Я привела Дара в наш с Ромкой дом. Да, мы остались с ним вдвоём в этой здоровенной пятикомнатной квартире. Моя подруга, сестра, а временами и мать - София Авдеевна умерла два месяца назад. Не думаю, что мне доведётся встретить ещё одного такого, столь необычного человека - она так радовалась, когда умирала! Она говорила: "Марусечка, если бы ты только знала, как я счастлива, что наконец ухожу. Как же я устала от этого тела, как я хочу вновь окунуться в любовь и прощение, что всех нас ждёт там. И я, наконец, увижусь с богиней!"
Я отправила Ромку в его комнату, а Дара пригласила в гостиную.
- Сколько у тебя времени? - спросила я, имея в виду те часы, что дракон может, безопасно для своей сущности, быть на Земле.
- Два часа. Я долго искал тебя.
- Зачем ты здесь? - в который раз за нашу жизнь, спросила я его.
- За тобой. Я уже всё сказал и могу повторить это сколько угодно раз.
- Мой ответ - нет.
- Ты не простишь меня?
- К чему дракону моё прощение?
- К тому, что этот дракон любит тебя, моё сокровище.
- Прости, но я больше не верю тебе. В последний раз, когда я тебе поверила, твоя прислуга выбросила меня из моих же покоев.
Он зажмурился и опустил голову:
- Я трус, Маруся. Я не захотел спорить с Советом и обменял тебя - свою любовь и радость, на этот мерзкий брак.

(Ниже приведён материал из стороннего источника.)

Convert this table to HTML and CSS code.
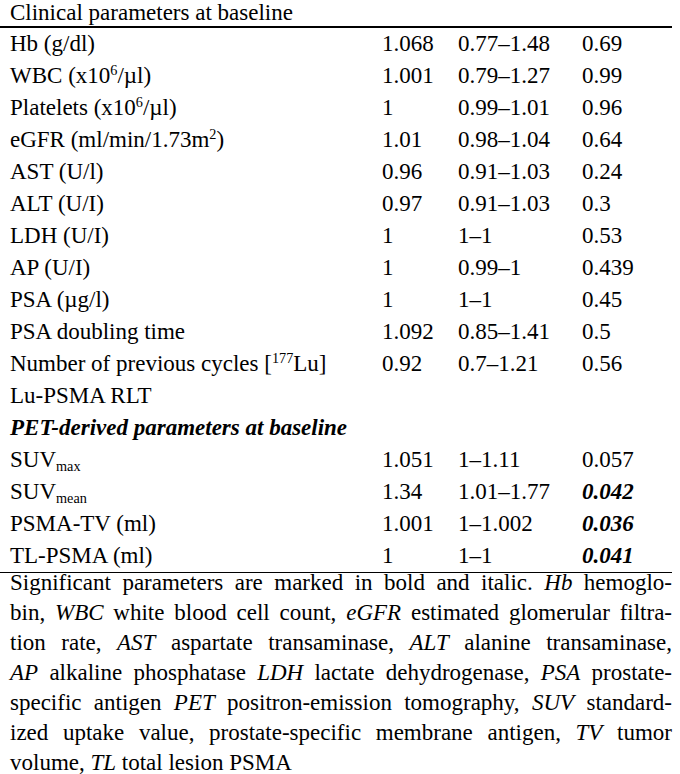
FILE: index.html
```html
<!DOCTYPE html>
<html lang="en">
<head>
  <meta charset="UTF-8">
  <meta name="viewport" content="width=device-width, initial-scale=1.0">
  <title>Clinical parameters at baseline</title>
  <link rel="stylesheet" href="styles.css">
</head>
<body>
  <div class="sheet">
    <div class="caption">Clinical parameters at baseline</div>

    <!-- table body -->
    <table class="params">
      <colgroup>
        <col class="c-name">
        <col class="c-hr">
        <col class="c-ci">
        <col class="c-p">
      </colgroup>
      <tbody>
        <tr><td class="name">Hb (g/dl)</td><td>1.068</td><td>0.77–1.48</td><td>0.69</td></tr>
        <tr><td class="name">WBC (x10<sup>6</sup>/µl)</td><td>1.001</td><td>0.79–1.27</td><td>0.99</td></tr>
        <tr><td class="name">Platelets (x10<sup>6</sup>/µl)</td><td>1</td><td>0.99–1.01</td><td>0.96</td></tr>
        <tr><td class="name">eGFR (ml/min/1.73m<sup>2</sup>)</td><td>1.01</td><td>0.98–1.04</td><td>0.64</td></tr>
        <tr><td class="name">AST (U/l)</td><td>0.96</td><td>0.91–1.03</td><td>0.24</td></tr>
        <tr><td class="name">ALT (U/I)</td><td>0.97</td><td>0.91–1.03</td><td>0.3</td></tr>
        <tr><td class="name">LDH (U/I)</td><td>1</td><td>1–1</td><td>0.53</td></tr>
        <tr><td class="name">AP (U/I)</td><td>1</td><td>0.99–1</td><td>0.439</td></tr>
        <tr><td class="name">PSA (µg/l)</td><td>1</td><td>1–1</td><td>0.45</td></tr>
        <tr><td class="name">PSA doubling time</td><td>1.092</td><td>0.85–1.41</td><td>0.5</td></tr>
        <tr><td class="name">Number of previous cycles [<sup>177</sup>Lu]<br>Lu-PSMA RLT</td><td>0.92</td><td>0.7–1.21</td><td>0.56</td></tr>
        <tr><td class="name group" colspan="4">PET-derived parameters at baseline</td></tr>
        <tr><td class="name">SUV<sub>max</sub></td><td>1.051</td><td>1–1.11</td><td>0.057</td></tr>
        <tr><td class="name">SUV<sub>mean</sub></td><td>1.34</td><td>1.01–1.77</td><td class="sig">0.042</td></tr>
        <tr><td class="name">PSMA-TV (ml)</td><td>1.001</td><td>1–1.002</td><td class="sig">0.036</td></tr>
        <tr><td class="name">TL-PSMA (ml)</td><td>1</td><td>1–1</td><td class="sig">0.041</td></tr>
      </tbody>
    </table>

    <!-- footnote -->
    <div class="notes">
      <p>Significant parameters are marked in bold and italic. <i>Hb</i> hemoglo-</p>
      <p>bin, <i>WBC</i> white blood cell count, <i>eGFR</i> estimated glomerular filtra-</p>
      <p>tion rate, <i>AST</i> aspartate transaminase, <i>ALT</i> alanine transaminase,</p>
      <p><i>AP</i> alkaline phosphatase <i>LDH</i> lactate dehydrogenase, <i>PSA</i> prostate-</p>
      <p>specific antigen <i>PET</i> positron-emission tomography, <i>SUV</i> standard-</p>
      <p>ized uptake value, prostate-specific membrane antigen, <i>TV</i> tumor</p>
      <p class="last">volume, <i>TL</i> total lesion PSMA</p>
    </div>
  </div>
</body>
</html>
```
FILE: styles.css
```css
body {
  margin: 0;
  background: #fff;
  color: #000;
  font-family: "Liberation Serif", "Times New Roman", Times, serif;
  font-size: 23px;
}
.sheet {
  width: 672px;
}

/* caption */
.caption {
  padding-left: 10px;
  line-height: 26px;
  border-bottom: 2px solid #000;
}

/* table */
.params {
  width: 672px;
  border-collapse: collapse;
  table-layout: fixed;
  border-bottom: 1px solid #000;
}
.c-name { width: 382px; }
.c-hr { width: 76px; }
.c-ci { width: 124px; }
.c-p { width: 90px; }
.params td {
  padding: 0;
  line-height: 32px;
  vertical-align: top;
  white-space: nowrap;
}
.params td.name {
  padding-left: 10px;
}
.params td.group,
.params td.sig {
  font-weight: bold;
  font-style: italic;
}
sup {
  font-size: 0.62em;
  line-height: 0;
  vertical-align: 0.55em;
}
sub {
  font-size: 0.62em;
  line-height: 0;
  vertical-align: -0.3em;
}

/* footnote */
.notes {
  padding-left: 10px;
  margin-top: -5px;
}
.notes p {
  margin: 0;
  line-height: 30px;
  text-align: justify;
  text-align-last: justify;
}
.notes p.last {
  text-align-last: left;
}
```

Я струсил смотреть тебе в глаза и отправил сына, а теперь он уничтожает себя, потому что предал свою мать.
- Он твой сын. Совсем твой. Мой Егорка никогда бы так не поступил, а Гор соизмерил пользу и выгоду с матерью и решил, что польза и выгода лучше её. Ты поступаешь точно так же.
Я замолчала, молчал и Дар. Сейчас, когда он был так близко, я чувствовала его боль, стыд и раскаяние и ещё - слабенькую надежду. Потом он спросил:
- Как ты назвала нашего младшего сына?
- Роман, Ромка.
- Он ведь дракон, как он может жить здесь?
- Ромка изначальный дракон, как и остальные наши дети, а их Земля не разрушает.
- С кем он проходил свой первый оборот? - его голос звенел болью.
- Со своей старшей сестрой. Он совсем чёрный, а Сашка белоснежная - это было невероятное зрелище, Дар.
- Ему надо летать. Позволь Рому приходить на Ригор, хотя бы иногда.
- Я подумаю. Уходи, тебе пора.
В дверях он остановился и прикоснулся кончиками пальцев к моей щеке - на меня волной хлынула его нежность и желание. Потом он ушёл.